WRITTEN PROBLEM →
Your task is to copy the listing exactly. Drop any pictures from the copy.

MATERIAL PROVIDED →

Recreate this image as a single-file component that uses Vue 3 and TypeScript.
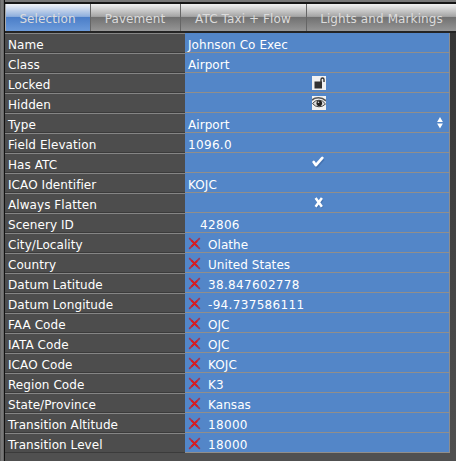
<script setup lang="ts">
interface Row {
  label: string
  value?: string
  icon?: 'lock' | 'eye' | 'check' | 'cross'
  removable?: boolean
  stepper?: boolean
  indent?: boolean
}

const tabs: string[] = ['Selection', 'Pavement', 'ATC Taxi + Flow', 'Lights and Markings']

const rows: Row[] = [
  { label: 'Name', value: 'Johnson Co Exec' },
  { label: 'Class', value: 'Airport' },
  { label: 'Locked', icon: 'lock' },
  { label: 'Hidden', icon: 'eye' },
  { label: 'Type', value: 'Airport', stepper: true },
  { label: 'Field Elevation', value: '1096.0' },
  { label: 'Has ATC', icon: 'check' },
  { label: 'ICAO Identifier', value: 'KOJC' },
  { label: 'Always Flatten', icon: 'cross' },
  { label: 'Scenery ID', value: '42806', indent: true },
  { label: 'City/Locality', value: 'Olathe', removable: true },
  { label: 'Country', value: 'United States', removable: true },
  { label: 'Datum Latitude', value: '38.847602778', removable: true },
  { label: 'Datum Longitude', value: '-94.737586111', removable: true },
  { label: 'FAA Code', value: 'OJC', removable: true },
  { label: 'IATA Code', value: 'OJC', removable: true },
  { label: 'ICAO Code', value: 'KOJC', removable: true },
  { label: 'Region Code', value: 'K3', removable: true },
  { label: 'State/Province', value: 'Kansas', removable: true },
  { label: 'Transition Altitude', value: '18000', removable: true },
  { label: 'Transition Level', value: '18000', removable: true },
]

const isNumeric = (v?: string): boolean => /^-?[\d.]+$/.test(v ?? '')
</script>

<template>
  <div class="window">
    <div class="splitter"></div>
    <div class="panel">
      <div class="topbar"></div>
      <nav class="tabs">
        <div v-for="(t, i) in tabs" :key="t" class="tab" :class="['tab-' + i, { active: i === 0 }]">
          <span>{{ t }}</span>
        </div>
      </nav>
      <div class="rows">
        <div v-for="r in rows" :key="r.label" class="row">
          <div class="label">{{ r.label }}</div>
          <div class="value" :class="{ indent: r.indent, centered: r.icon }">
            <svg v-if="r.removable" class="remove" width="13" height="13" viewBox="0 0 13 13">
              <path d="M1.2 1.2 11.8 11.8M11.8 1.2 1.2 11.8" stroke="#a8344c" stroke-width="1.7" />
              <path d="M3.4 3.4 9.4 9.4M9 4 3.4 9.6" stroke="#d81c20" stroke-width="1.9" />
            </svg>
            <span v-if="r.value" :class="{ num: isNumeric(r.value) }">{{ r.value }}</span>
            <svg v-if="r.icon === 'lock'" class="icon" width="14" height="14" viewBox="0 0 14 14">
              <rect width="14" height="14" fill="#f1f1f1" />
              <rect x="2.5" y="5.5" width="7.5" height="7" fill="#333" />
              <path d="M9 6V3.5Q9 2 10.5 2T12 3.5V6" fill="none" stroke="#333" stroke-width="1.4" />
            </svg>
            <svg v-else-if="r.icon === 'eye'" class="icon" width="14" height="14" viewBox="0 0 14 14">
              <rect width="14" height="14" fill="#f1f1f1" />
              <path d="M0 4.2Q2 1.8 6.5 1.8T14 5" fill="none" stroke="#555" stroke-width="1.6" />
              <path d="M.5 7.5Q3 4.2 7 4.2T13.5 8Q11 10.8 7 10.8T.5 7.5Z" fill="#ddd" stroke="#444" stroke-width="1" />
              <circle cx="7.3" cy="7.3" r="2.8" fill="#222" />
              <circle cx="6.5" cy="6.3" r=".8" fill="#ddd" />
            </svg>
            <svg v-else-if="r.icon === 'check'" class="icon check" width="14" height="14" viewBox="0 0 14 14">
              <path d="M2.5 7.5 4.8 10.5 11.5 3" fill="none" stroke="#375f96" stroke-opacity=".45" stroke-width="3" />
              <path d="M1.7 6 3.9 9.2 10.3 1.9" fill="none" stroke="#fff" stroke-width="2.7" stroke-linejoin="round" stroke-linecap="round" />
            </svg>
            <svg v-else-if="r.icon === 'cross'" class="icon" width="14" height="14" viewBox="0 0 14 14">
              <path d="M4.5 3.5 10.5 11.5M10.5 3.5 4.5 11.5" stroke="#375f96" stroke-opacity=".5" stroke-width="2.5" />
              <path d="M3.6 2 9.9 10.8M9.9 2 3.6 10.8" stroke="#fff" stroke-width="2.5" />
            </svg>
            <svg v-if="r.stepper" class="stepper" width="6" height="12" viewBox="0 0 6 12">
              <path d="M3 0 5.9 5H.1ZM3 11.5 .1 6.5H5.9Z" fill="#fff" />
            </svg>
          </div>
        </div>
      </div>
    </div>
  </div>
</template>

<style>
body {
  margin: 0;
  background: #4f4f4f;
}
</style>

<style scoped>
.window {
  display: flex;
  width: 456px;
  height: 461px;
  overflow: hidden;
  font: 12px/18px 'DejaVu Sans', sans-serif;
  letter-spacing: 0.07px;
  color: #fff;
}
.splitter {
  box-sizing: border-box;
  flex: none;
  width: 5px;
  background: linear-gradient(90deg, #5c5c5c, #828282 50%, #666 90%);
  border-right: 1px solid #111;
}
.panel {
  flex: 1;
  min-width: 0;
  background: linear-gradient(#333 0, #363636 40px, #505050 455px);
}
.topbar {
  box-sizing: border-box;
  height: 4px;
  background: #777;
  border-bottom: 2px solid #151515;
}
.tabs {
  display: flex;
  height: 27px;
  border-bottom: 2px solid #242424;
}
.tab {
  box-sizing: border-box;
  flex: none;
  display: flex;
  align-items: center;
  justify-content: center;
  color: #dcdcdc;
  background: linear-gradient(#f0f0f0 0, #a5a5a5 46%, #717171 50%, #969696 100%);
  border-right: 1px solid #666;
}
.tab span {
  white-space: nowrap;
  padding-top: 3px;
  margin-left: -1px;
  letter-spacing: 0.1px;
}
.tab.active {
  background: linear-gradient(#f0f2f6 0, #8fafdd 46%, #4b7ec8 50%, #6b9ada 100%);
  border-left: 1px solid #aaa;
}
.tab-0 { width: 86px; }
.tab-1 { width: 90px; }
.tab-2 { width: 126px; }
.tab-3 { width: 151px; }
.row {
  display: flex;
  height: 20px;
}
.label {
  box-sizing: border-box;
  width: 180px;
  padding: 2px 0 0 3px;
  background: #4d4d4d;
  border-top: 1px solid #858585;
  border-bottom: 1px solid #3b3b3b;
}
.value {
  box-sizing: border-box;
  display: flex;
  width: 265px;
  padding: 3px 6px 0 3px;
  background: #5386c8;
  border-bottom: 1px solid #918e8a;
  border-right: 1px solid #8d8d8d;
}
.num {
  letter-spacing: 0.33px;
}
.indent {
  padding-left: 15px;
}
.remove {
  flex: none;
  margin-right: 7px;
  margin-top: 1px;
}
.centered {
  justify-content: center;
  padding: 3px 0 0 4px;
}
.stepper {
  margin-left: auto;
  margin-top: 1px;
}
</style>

REPLY →
Recreate this image as a single-file component that uses Vue 3 and TypeScript.
<script setup lang="ts">
interface Row {
  label: string
  value?: string
  icon?: 'lock' | 'eye' | 'check' | 'cross'
  removable?: boolean
  stepper?: boolean
  indent?: boolean
}

const tabs: string[] = ['Selection', 'Pavement', 'ATC Taxi + Flow', 'Lights and Markings']

const rows: Row[] = [
  { label: 'Name', value: 'Johnson Co Exec' },
  { label: 'Class', value: 'Airport' },
  { label: 'Locked', icon: 'lock' },
  { label: 'Hidden', icon: 'eye' },
  { label: 'Type', value: 'Airport', stepper: true },
  { label: 'Field Elevation', value: '1096.0' },
  { label: 'Has ATC', icon: 'check' },
  { label: 'ICAO Identifier', value: 'KOJC' },
  { label: 'Always Flatten', icon: 'cross' },
  { label: 'Scenery ID', value: '42806', indent: true },
  { label: 'City/Locality', value: 'Olathe', removable: true },
  { label: 'Country', value: 'United States', removable: true },
  { label: 'Datum Latitude', value: '38.847602778', removable: true },
  { label: 'Datum Longitude', value: '-94.737586111', removable: true },
  { label: 'FAA Code', value: 'OJC', removable: true },
  { label: 'IATA Code', value: 'OJC', removable: true },
  { label: 'ICAO Code', value: 'KOJC', removable: true },
  { label: 'Region Code', value: 'K3', removable: true },
  { label: 'State/Province', value: 'Kansas', removable: true },
  { label: 'Transition Altitude', value: '18000', removable: true },
  { label: 'Transition Level', value: '18000', removable: true },
]

const isNumeric = (v?: string): boolean => /^-?[\d.]+$/.test(v ?? '')
</script>

<template>
  <div class="window">
    <div class="splitter"></div>
    <div class="panel">
      <div class="topbar"></div>
      <nav class="tabs">
        <div v-for="(t, i) in tabs" :key="t" class="tab" :class="['tab-' + i, { active: i === 0 }]">
          <span>{{ t }}</span>
        </div>
      </nav>
      <div class="rows">
        <div v-for="r in rows" :key="r.label" class="row">
          <div class="label">{{ r.label }}</div>
          <div class="value" :class="{ indent: r.indent, centered: r.icon }">
            <svg v-if="r.removable" class="remove" width="13" height="13" viewBox="0 0 13 13">
              <path d="M1.2 1.2 11.8 11.8M11.8 1.2 1.2 11.8" stroke="#a8344c" stroke-width="1.7" />
              <path d="M3.4 3.4 9.4 9.4M9 4 3.4 9.6" stroke="#d81c20" stroke-width="1.9" />
            </svg>
            <span v-if="r.value" :class="{ num: isNumeric(r.value) }">{{ r.value }}</span>
            <svg v-if="r.icon === 'lock'" class="icon" width="14" height="14" viewBox="0 0 14 14">
              <rect width="14" height="14" fill="#f1f1f1" />
              <rect x="2.5" y="5.5" width="7.5" height="7" fill="#333" />
              <path d="M9 6V3.5Q9 2 10.5 2T12 3.5V6" fill="none" stroke="#333" stroke-width="1.4" />
            </svg>
            <svg v-else-if="r.icon === 'eye'" class="icon" width="14" height="14" viewBox="0 0 14 14">
              <rect width="14" height="14" fill="#f1f1f1" />
              <path d="M0 4.2Q2 1.8 6.5 1.8T14 5" fill="none" stroke="#555" stroke-width="1.6" />
              <path d="M.5 7.5Q3 4.2 7 4.2T13.5 8Q11 10.8 7 10.8T.5 7.5Z" fill="#ddd" stroke="#444" stroke-width="1" />
              <circle cx="7.3" cy="7.3" r="2.8" fill="#222" />
              <circle cx="6.5" cy="6.3" r=".8" fill="#ddd" />
            </svg>
            <svg v-else-if="r.icon === 'check'" class="icon check" width="14" height="14" viewBox="0 0 14 14">
              <path d="M2.5 7.5 4.8 10.5 11.5 3" fill="none" stroke="#375f96" stroke-opacity=".45" stroke-width="3" />
              <path d="M1.7 6 3.9 9.2 10.3 1.9" fill="none" stroke="#fff" stroke-width="2.7" stroke-linejoin="round" stroke-linecap="round" />
            </svg>
            <svg v-else-if="r.icon === 'cross'" class="icon" width="14" height="14" viewBox="0 0 14 14">
              <path d="M4.5 3.5 10.5 11.5M10.5 3.5 4.5 11.5" stroke="#375f96" stroke-opacity=".5" stroke-width="2.5" />
              <path d="M3.6 2 9.9 10.8M9.9 2 3.6 10.8" stroke="#fff" stroke-width="2.5" />
            </svg>
            <svg v-if="r.stepper" class="stepper" width="6" height="12" viewBox="0 0 6 12">
              <path d="M3 0 5.9 5H.1ZM3 11.5 .1 6.5H5.9Z" fill="#fff" />
            </svg>
          </div>
        </div>
      </div>
    </div>
  </div>
</template>

<style>
body {
  margin: 0;
  background: #4f4f4f;
}
</style>

<style scoped>
.window {
  display: flex;
  width: 456px;
  height: 461px;
  overflow: hidden;
  font: 12px/18px 'DejaVu Sans', sans-serif;
  letter-spacing: 0.07px;
  color: #fff;
}
.splitter {
  box-sizing: border-box;
  flex: none;
  width: 5px;
  background: linear-gradient(90deg, #5c5c5c, #828282 50%, #666 90%);
  border-right: 1px solid #111;
}
.panel {
  flex: 1;
  min-width: 0;
  background: linear-gradient(#333 0, #363636 40px, #505050 455px);
}
.topbar {
  box-sizing: border-box;
  height: 4px;
  background: #777;
  border-bottom: 2px solid #151515;
}
.tabs {
  display: flex;
  height: 27px;
  border-bottom: 2px solid #242424;
}
.tab {
  box-sizing: border-box;
  flex: none;
  display: flex;
  align-items: center;
  justify-content: center;
  color: #dcdcdc;
  background: linear-gradient(#f0f0f0 0, #a5a5a5 46%, #717171 50%, #969696 100%);
  border-right: 1px solid #666;
}
.tab span {
  white-space: nowrap;
  padding-top: 3px;
  margin-left: -1px;
  letter-spacing: 0.1px;
}
.tab.active {
  background: linear-gradient(#f0f2f6 0, #8fafdd 46%, #4b7ec8 50%, #6b9ada 100%);
  border-left: 1px solid #aaa;
}
.tab-0 { width: 86px; }
.tab-1 { width: 90px; }
.tab-2 { width: 126px; }
.tab-3 { width: 151px; }
.row {
  display: flex;
  height: 20px;
}
.label {
  box-sizing: border-box;
  width: 180px;
  padding: 2px 0 0 3px;
  background: #4d4d4d;
  border-top: 1px solid #858585;
  border-bottom: 1px solid #3b3b3b;
}
.value {
  box-sizing: border-box;
  display: flex;
  width: 265px;
  padding: 3px 6px 0 3px;
  background: #5386c8;
  border-bottom: 1px solid #918e8a;
  border-right: 1px solid #8d8d8d;
}
.num {
  letter-spacing: 0.33px;
}
.indent {
  padding-left: 15px;
}
.remove {
  flex: none;
  margin-right: 7px;
  margin-top: 1px;
}
.centered {
  justify-content: center;
  padding: 3px 0 0 4px;
}
.stepper {
  margin-left: auto;
  margin-top: 1px;
}
</style>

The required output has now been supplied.